Sir Andrew, who visited Devizes Festival on Sunday, said that learning from the great poets, far from stifling active young minds, would help children with their own creativity.
He told the Gazette before his talk in the town hall on Sunday afternoon: “The things we learn in our early years stay with us for the rest of our lives. Poems have serious things to say about life and learning something of their brilliance must have an effect on your own work.
“You want to see what you are doing in the context of what has gone before.”
Although Sir Andrew was in Devizes to publicise his new novel, Silver, a sequel to Robert Louis Stevenson’s Treasure Island, he touched on the experience of being Poet Laureate between 1999 and 2009 and the impact it had on his writing.
He said: “I was very pleased to be asked to do it because the opportunities are far greater to get things done than if I wasn’t called upon. The online site I was able to set up has most definitely changed the way poetry is taught in schools.”

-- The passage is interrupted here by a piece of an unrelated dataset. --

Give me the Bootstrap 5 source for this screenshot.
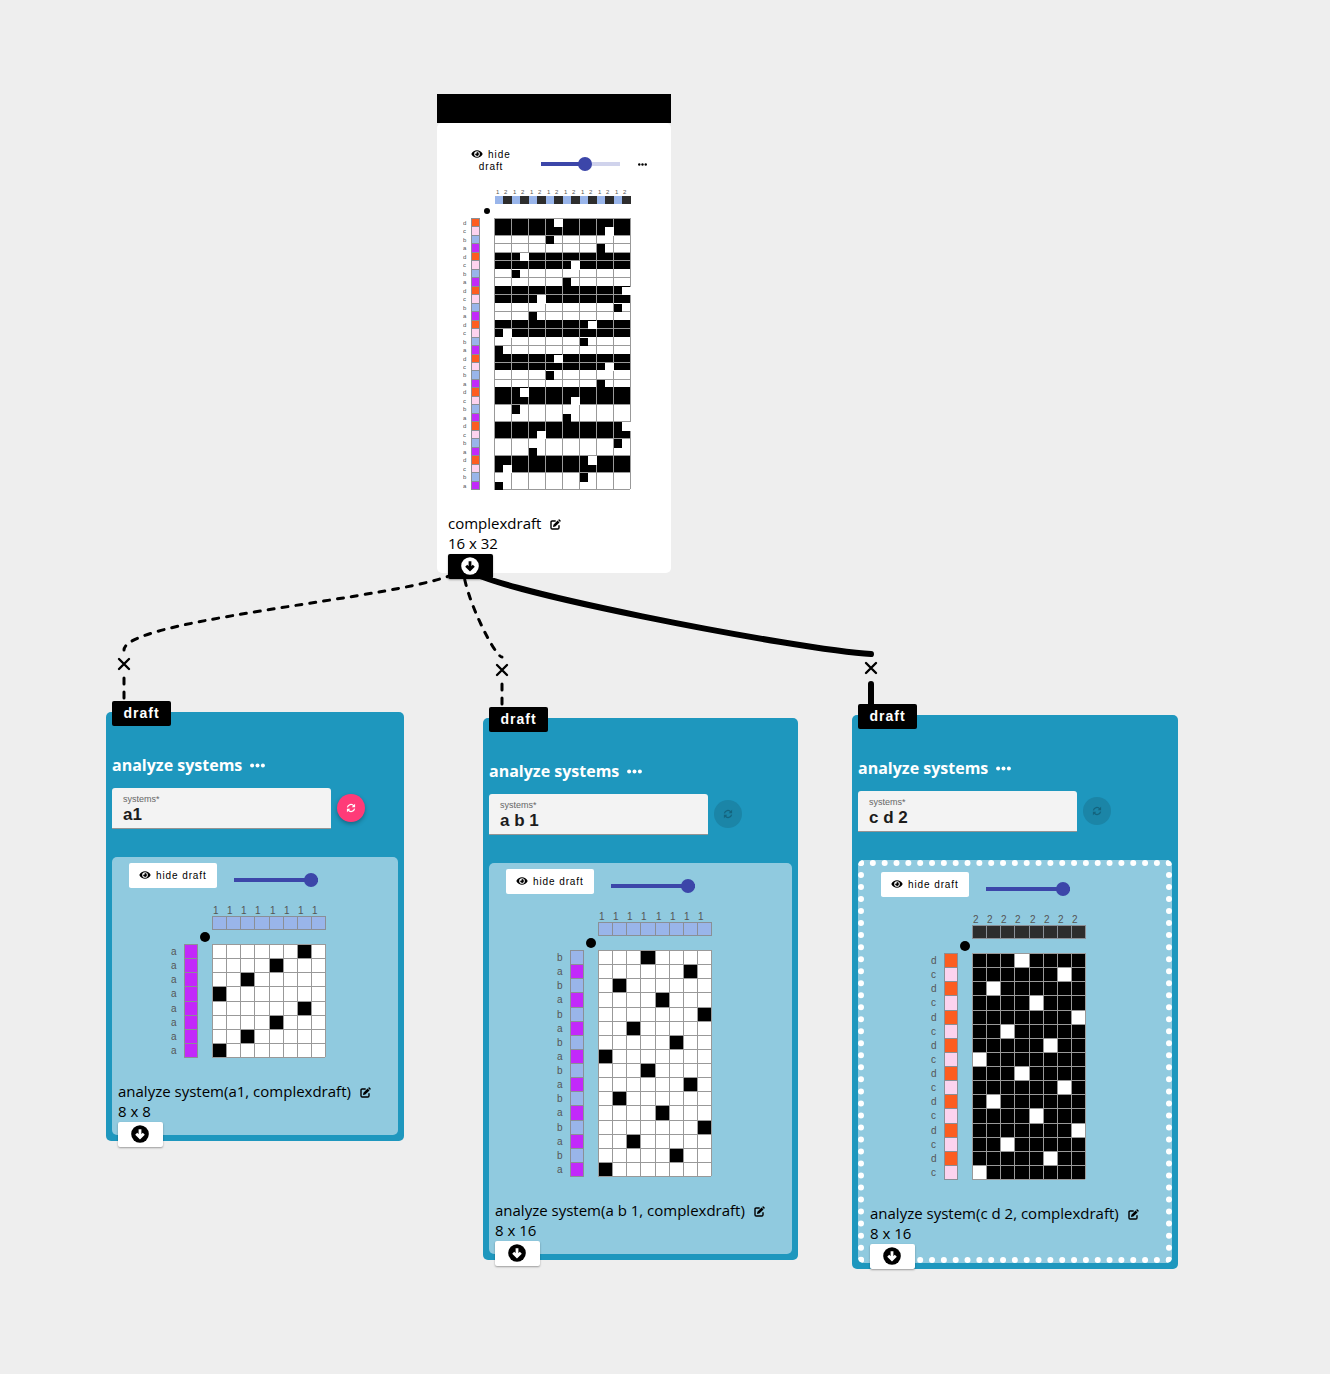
<!DOCTYPE html>
<html lang="en">
<head>
<meta charset="utf-8">
<meta name="viewport" content="width=device-width, initial-scale=1">
<title>Draft workspace</title>
<link href="https://cdn.jsdelivr.net/npm/bootstrap@5.3.0/dist/css/bootstrap.min.css" rel="stylesheet">
<style>
  body { background: #eee; color: #000; font-family: "Open Sans", "Noto Sans", sans-serif; font-size: 15px; line-height: 20px; }
  .workspace { min-height: 100vh; min-width: 1190px; }
  .wires { left: 0; top: 0; pointer-events: none; }
  .node { border-radius: 5px; }
  .node-seed { left: 437px; top: 94px; width: 234px; }
  .node-a { left: 106px; top: 712px; width: 298px; }
  .node-ab { left: 483px; top: 718px; width: 315px; }
  .node-cd { left: 852px; top: 715px; width: 326px; }
  .operation { background: #1e97be; padding: 43px 6px 6px; }
  .title-bar { height: 29px; background: #000; }
  .sheet { background: #fff; border-radius: 5px; padding: 12px 11px; }
  .panel { background: #90cadf; border-radius: 5px; padding: 6px; }
  .panel-selected { border: 6px dotted #fff; }
  .inlet { left: 6px; top: -11px; width: 59px; height: 25px; padding: 0; border: 0; border-radius: 2px; background: #000; color: #fff; font: 700 14px/25px "Liberation Sans", sans-serif; letter-spacing: 1px; }
  .op-title { color: #fff; font-size: 16px; font-weight: 700; line-height: 20px; margin-bottom: 13px; gap: 8px; }
  .bare { padding: 0; border: 0; background: none; color: inherit; line-height: 0; }
  .param-row { gap: 6px; margin-bottom: 28px; }
  .param { width: 219px; height: 41px; background: #f3f3f3; border-radius: 3px 3px 0 0; border-bottom: 1px solid #949494; padding: 7px 11px 0; font-family: "Liberation Sans", sans-serif; }
  .param label { font-size: 9px; line-height: 9px; color: #666; }
  .param input { border: 0; padding: 0; background: none; width: 100%; height: 22px; font-size: 17px; font-weight: 700; color: #1c1c1c; outline: 0; }
  .run-btn { width: 28px; height: 28px; margin-top: 6px; padding: 0; border: 0; border-radius: 50%; background: #ff3b78; color: #fff; box-shadow: 0 2px 4px rgba(0,0,0,.3); }
  .run-btn:disabled { background: #1b85a7; color: #14647e; box-shadow: none; }
  .tools { margin-bottom: 14px; padding-left: 11px; gap: 17px; }
  .toggle-btn { width: 88px; height: 25px; padding: 0; border: 0; border-radius: 2px; background: #fff; color: #000; font: 10px/12px "Liberation Sans", sans-serif; letter-spacing: .09em; }
  .toggle-btn svg { vertical-align: -1px; margin-right: 1px; }
  .tools-seed { height: 52px; margin-bottom: 0; padding: 0 12px 0 14px; gap: 0; }
  .tools-seed .toggle-btn { width: 58px; height: 24px; }
  .zoom-range { -webkit-appearance: none; appearance: none; width: 84px; height: 14px; margin: 8px 0 0; background: linear-gradient(#3c46a9, #3c46a9) center / 100% 4px no-repeat; border-radius: 2px; }
  .zoom-range::-webkit-slider-thumb { -webkit-appearance: none; width: 14px; height: 14px; border-radius: 50%; background: #3c46a9; border: 0; }
  .tools-seed .zoom-range { width: 79px; margin: 6px 0 0 21px; background: linear-gradient(90deg, #3c46a9 55%, #d0d3ec 55%) center / 100% 4px no-repeat; }
  .tools-seed .more { margin: 6px 0 0 18px; }
  .grid-wrap { margin-bottom: 10px; line-height: 0; }
  .grid-wrap text { font-family: "Liberation Sans", sans-serif; fill: #555; }
  .draft-name { gap: 9px; }
  .draft-name .bare { margin-top: 2px; }
  .outlet { --arrow: #fff; width: 45px; height: 25px; margin: 1px 0 -18px; padding: 0 2px 1px 0; border: 0; border-radius: 2px; background: #fff; color: #000; box-shadow: 0 1px 2px rgba(0,0,0,.35); position: relative; line-height: 0; }
  .outlet-dark { --arrow: #000; background: #000; color: #fff; }
  .cut { width: 16px; height: 16px; }
  .cut-a { left: 116px; top: 656px; }
  .cut-ab { left: 494px; top: 662px; }
  .cut-cd { left: 863px; top: 660px; }
</style>
</head>
<body>
<svg width="0" height="0" class="position-absolute" aria-hidden="true">
  <symbol id="eye" viewBox="0 0 576 512"><path fill="currentColor" d="M572.52 241.4C518.29 135.59 410.93 64 288 64S57.68 135.64 3.48 241.41a32.35 32.35 0 0 0 0 29.19C57.71 376.41 165.07 448 288 448s230.32-71.64 284.52-177.41a32.35 32.35 0 0 0 0-29.19zM288 400a144 144 0 1 1 144-144 143.93 143.93 0 0 1-144 144zm0-240a95.31 95.31 0 0 0-25.31 3.79 47.85 47.85 0 0 1-66.9 66.9A95.78 95.78 0 1 0 288 160z"/></symbol>
  <symbol id="dots" viewBox="0 0 15 5"><g fill="currentColor"><circle cx="2.1" cy="2.5" r="2"/><circle cx="7.5" cy="2.5" r="2"/><circle cx="12.9" cy="2.5" r="2"/></g></symbol>
  <symbol id="edit" viewBox="0 0 11 11"><path d="M5.2 2H2.2Q1 2 1 3.2v5.6Q1 10 2.2 10h5.6Q9 10 9 8.800V6.800" fill="none" stroke="currentColor" stroke-width="1.400" stroke-linecap="round"/><path d="M3.400 5.700 7.600 1.500 9.500 3.400 5.300 7.600 3 8zM8.100 1 8.700.4Q9.100 0 9.600.4L10.600 1.400Q11 1.900 10.600 2.300L10 2.900z" fill="currentColor"/></symbol>
  <symbol id="sync" viewBox="0 0 12 12"><g fill="none" stroke="currentColor" stroke-width="1.500"><path d="M1.700 5.200A4.300 4.300 0 0 1 9.300 3.400M10.300 6.800A4.300 4.300 0 0 1 2.700 8.600"/></g><path d="M10.900 1v4.100H6.800zM1.100 11V6.900h4.100z" fill="currentColor"/></symbol>
  <symbol id="cross" viewBox="0 0 16 16"><path d="M3 3l10 10M13 3L3 13" stroke="#000" stroke-width="2.400" stroke-linecap="round"/></symbol>
  <symbol id="down" viewBox="0 0 18 18"><circle cx="9" cy="9" r="8.800" fill="currentColor"/><path d="M9 4.200v7.500M5.200 8.700 9 12.500l3.800-3.800" fill="none" stroke="var(--arrow)" stroke-width="2.800"/></symbol>
</svg>

<main class="workspace position-relative">

  <section class="node node-seed position-absolute">
    <div class="title-bar"></div>
    <div class="sheet">
      <div class="tools tools-seed d-flex align-items-center">
        <button class="toggle-btn" type="button"><svg width="12" height="10" aria-hidden="true"><use href="#eye"/></svg> hide draft</button>
        <input class="zoom-range" type="range" min="0" max="100" value="57" aria-label="Zoom of complexdraft">
        <button class="bare more" type="button" aria-label="More options"><svg width="9" height="3" aria-hidden="true"><use href="#dots"/></svg></button>
      </div>
      <div class="grid-wrap text-center" data-grid="seed"></div>
      <div class="draft-name d-flex align-items-center"><span>complexdraft</span><button class="bare" type="button" aria-label="Rename"><svg width="11" height="11" aria-hidden="true"><use href="#edit"/></svg></button></div>
      <div>16 x 32</div>
      <button class="outlet outlet-dark d-block" type="button" aria-label="Connect output"><svg width="18" height="18" aria-hidden="true"><use href="#down"/></svg></button>
    </div>
  </section>

  <section class="node node-a operation position-absolute">
    <button class="inlet position-absolute" type="button">draft</button>
    <h2 class="op-title d-flex align-items-center">analyze systems <button class="bare" type="button" aria-label="Operation menu"><svg width="15" height="5" aria-hidden="true"><use href="#dots"/></svg></button></h2>
    <div class="param-row d-flex align-items-start">
      <div class="param"><label class="d-block" for="sys-a">systems*</label><input class="d-block" id="sys-a" type="text" value="a1"></div>
      <button class="run-btn d-flex align-items-center justify-content-center" type="button" aria-label="Recompute"><svg width="10" height="10" aria-hidden="true"><use href="#sync"/></svg></button>
    </div>
    <div class="panel">
      <div class="tools d-flex align-items-center">
        <button class="toggle-btn" type="button"><svg width="12" height="10" aria-hidden="true"><use href="#eye"/></svg> hide draft</button>
        <input class="zoom-range" type="range" min="0" max="100" value="100" aria-label="Zoom of a1 draft">
      </div>
      <div class="grid-wrap text-center" data-grid="a"></div>
      <div class="draft-name d-flex align-items-center"><span>analyze system(a1, complexdraft)</span><button class="bare" type="button" aria-label="Rename"><svg width="11" height="11" aria-hidden="true"><use href="#edit"/></svg></button></div>
      <div>8 x 8</div>
      <button class="outlet d-block" type="button" aria-label="Connect output"><svg width="18" height="18" aria-hidden="true"><use href="#down"/></svg></button>
    </div>
  </section>

  <section class="node node-ab operation position-absolute">
    <button class="inlet position-absolute" type="button">draft</button>
    <h2 class="op-title d-flex align-items-center">analyze systems <button class="bare" type="button" aria-label="Operation menu"><svg width="15" height="5" aria-hidden="true"><use href="#dots"/></svg></button></h2>
    <div class="param-row d-flex align-items-start">
      <div class="param"><label class="d-block" for="sys-ab">systems*</label><input class="d-block" id="sys-ab" type="text" value="a b 1"></div>
      <button class="run-btn d-flex align-items-center justify-content-center" type="button" disabled aria-label="Recompute"><svg width="10" height="10" aria-hidden="true"><use href="#sync"/></svg></button>
    </div>
    <div class="panel">
      <div class="tools d-flex align-items-center">
        <button class="toggle-btn" type="button"><svg width="12" height="10" aria-hidden="true"><use href="#eye"/></svg> hide draft</button>
        <input class="zoom-range" type="range" min="0" max="100" value="100" aria-label="Zoom of a b 1 draft">
      </div>
      <div class="grid-wrap text-center" data-grid="ab"></div>
      <div class="draft-name d-flex align-items-center"><span>analyze system(a b 1, complexdraft)</span><button class="bare" type="button" aria-label="Rename"><svg width="11" height="11" aria-hidden="true"><use href="#edit"/></svg></button></div>
      <div>8 x 16</div>
      <button class="outlet d-block" type="button" aria-label="Connect output"><svg width="18" height="18" aria-hidden="true"><use href="#down"/></svg></button>
    </div>
  </section>

  <section class="node node-cd operation position-absolute">
    <button class="inlet position-absolute" type="button">draft</button>
    <h2 class="op-title d-flex align-items-center">analyze systems <button class="bare" type="button" aria-label="Operation menu"><svg width="15" height="5" aria-hidden="true"><use href="#dots"/></svg></button></h2>
    <div class="param-row d-flex align-items-start">
      <div class="param"><label class="d-block" for="sys-cd">systems*</label><input class="d-block" id="sys-cd" type="text" value="c d 2"></div>
      <button class="run-btn d-flex align-items-center justify-content-center" type="button" disabled aria-label="Recompute"><svg width="10" height="10" aria-hidden="true"><use href="#sync"/></svg></button>
    </div>
    <div class="panel panel-selected">
      <div class="tools d-flex align-items-center">
        <button class="toggle-btn" type="button"><svg width="12" height="10" aria-hidden="true"><use href="#eye"/></svg> hide draft</button>
        <input class="zoom-range" type="range" min="0" max="100" value="100" aria-label="Zoom of c d 2 draft">
      </div>
      <div class="grid-wrap text-center" data-grid="cd"></div>
      <div class="draft-name d-flex align-items-center"><span>analyze system(c d 2, complexdraft)</span><button class="bare" type="button" aria-label="Rename"><svg width="11" height="11" aria-hidden="true"><use href="#edit"/></svg></button></div>
      <div>8 x 16</div>
      <button class="outlet d-block" type="button" aria-label="Connect output"><svg width="18" height="18" aria-hidden="true"><use href="#down"/></svg></button>
    </div>
  </section>

  <svg class="wires position-absolute" width="1190" height="720" fill="none" stroke="#000" stroke-linecap="round" aria-hidden="true">
    <defs><clipPath id="below"><path d="M0 573H448V578H1190V707H0z"/></clipPath></defs>
    <g clip-path="url(#below)">
      <g stroke-width="3" stroke-dasharray="6 8">
        <path d="M463 566C463 594 124 616 124 650"/>
        <path d="M463 566C463 594 495 657 502 657"/>
        <path d="M124 678v21M502 684v21"/>
      </g>
      <path stroke-width="6" d="M463 566C463 586 805 651 871 654M871 684v20"/>
    </g>
  </svg>
  <button class="bare cut cut-a position-absolute" type="button" aria-label="Remove connection to a1"><svg width="16" height="16" aria-hidden="true"><use href="#cross"/></svg></button>
  <button class="bare cut cut-ab position-absolute" type="button" aria-label="Remove connection to a b 1"><svg width="16" height="16" aria-hidden="true"><use href="#cross"/></svg></button>
  <button class="bare cut cut-cd position-absolute" type="button" aria-label="Remove connection to c d 2"><svg width="16" height="16" aria-hidden="true"><use href="#cross"/></svg></button>
</main>

<script>
  const COLORS = { a: '#c229fa', b: '#99b5ea', c: '#fdd3ef', d: '#fd5d20', 1: '#99b5ea', 2: '#2d2d2d' };
  const eight = [3, 6, 1, 4, 7, 2, 5, 0];
  const sixteen = [7, 13, 6, 12, 3, 9, 2, 8, 15, 5, 14, 4, 11, 1, 10, 0];
  const GAP = 14;

  // marks: the one column per row that differs from the row's ground colour
  const DRAFTS = {
    seed: { pitch: 271 / 32, font: 6, rows: 'dcba'.repeat(8), cols: '12'.repeat(8), marks: sixteen.concat(sixteen), inverted: 'dc',
            hLines: [0, 2, 3, 4, 5, 7, 9, 11, 13, 15, 17, 19, 22, 24, 26, 28, 30, 32], vLines: [0, 2, 4, 6, 8, 10, 12, 14, 16] },
    a:  { pitch: 113 / 8, font: 10, rows: 'a'.repeat(8), cols: '1'.repeat(8), marks: [6, 4, 2, 0, 6, 4, 2, 0], inverted: '' },
    ab: { pitch: 113 / 8, font: 10, rows: 'ba'.repeat(8), cols: '1'.repeat(8), marks: eight.concat(eight), inverted: '' },
    cd: { pitch: 113 / 8, font: 10, rows: 'dc'.repeat(8), cols: '2'.repeat(8), marks: eight.concat(eight), inverted: 'dc' }
  };

  function drawDraft(d) {
    const at = k => Math.round(k * d.pitch);
    const left = at(2) + GAP, top = at(2) + GAP;
    const w = at(d.cols.length), h = at(d.rows.length);
    const rect = (x, y, rw, rh, fill, line) => `<rect x="${x}" y="${y}" width="${rw}" height="${rh}" fill="${fill}"${line ? ' stroke="#8a8f96"' : ''}/>`;
    const small = d.pitch < 10;
    let out = '', labels = '';
    [...d.cols].forEach((c, i) => {
      out += rect(left + at(i) + .5, at(1) + .5, at(i + 1) - at(i), at(2) - at(1) - 1, COLORS[c], !small);
      labels += `<text x="${left + at(i) + (small ? 2 : 1)}" y="${at(1) - (small ? 1 : 2)}">${c}</text>`;
    });
    [...d.rows].forEach((r, j) => {
      const y = top + at(j), rh = at(j + 1) - at(j), ground = d.inverted.includes(r);
      out += rect(at(1) + .5, y + .5, at(2) - at(1) - 1, rh, COLORS[r], true);
      out += rect(left, y, w, rh, ground ? '#000' : '#fff');
      labels += `<text x="${small ? 0 : 1}" y="${y + Math.round(d.pitch * .77)}">${r}</text>`;
    });
    const hs = d.hLines || [...d.rows, 0].map((_, i) => i);
    const vs = d.vLines || [...d.cols, 0].map((_, i) => i);
    let lines = '';
    hs.forEach(k => lines += `M${left} ${top + at(k) + .5}h${w}`);
    vs.forEach(k => lines += `M${left + at(k) + .5} ${top}v${h}`);
    out += `<path d="${lines}" stroke="#999" fill="none"/>`;
    d.marks.forEach((m, j) => {
      const fill = d.inverted.includes(d.rows[j]) ? '#fff' : '#000';
      out += rect(left + at(m) + 1, top + at(j) + 1, at(m + 1) - at(m) - (small ? 0 : 1), at(j + 1) - at(j) - (small ? 0 : 1), fill);
    });
    const total = left + w + GAP;
    return `<svg width="${total + total % 2}" height="${top + h + GAP}" role="img" aria-label="Weave draft">
      <g shape-rendering="crispEdges">${out}</g>
      <circle cx="${left - GAP / 2}" cy="${top - GAP / 2}" r="${small ? 3 : 5}"/>
      <g font-size="${d.font}">${labels}</g></svg>`;
  }

  document.querySelectorAll('[data-grid]').forEach(el => { el.innerHTML = drawDraft(DRAFTS[el.dataset.grid]); });
</script>
<script src="https://cdn.jsdelivr.net/npm/bootstrap@5.3.0/dist/js/bootstrap.bundle.min.js"></script>
</body>
</html>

But the strain of being called upon to write poems about royal occasions had its impact. He said: “The day I put it down I started writing poetry again. It was as though they had been circling like planes at Heathrow.”
Sir Andrew admits that he had never read Treasure Island as a child. He said: “I didn’t read anything when I was a child. My family weren’t people who read books. It wasn’t until I went to university and my girlfriend at the time sorted me out, that I read classic children’s books.”
He added: “The road to hell is paved with bad sequels and prequels. The ones that work come completely away from the originals and then come back at an oblique angle.”
After reading from Silver, Sir Andrew read two poems, one of which he had written after the recent death of his father. He then answered questions and signed copies of the new books and chatted to members of the audience while sponsors, Annie’s Catering, dispensed cream teas in the council chamber of the town hall.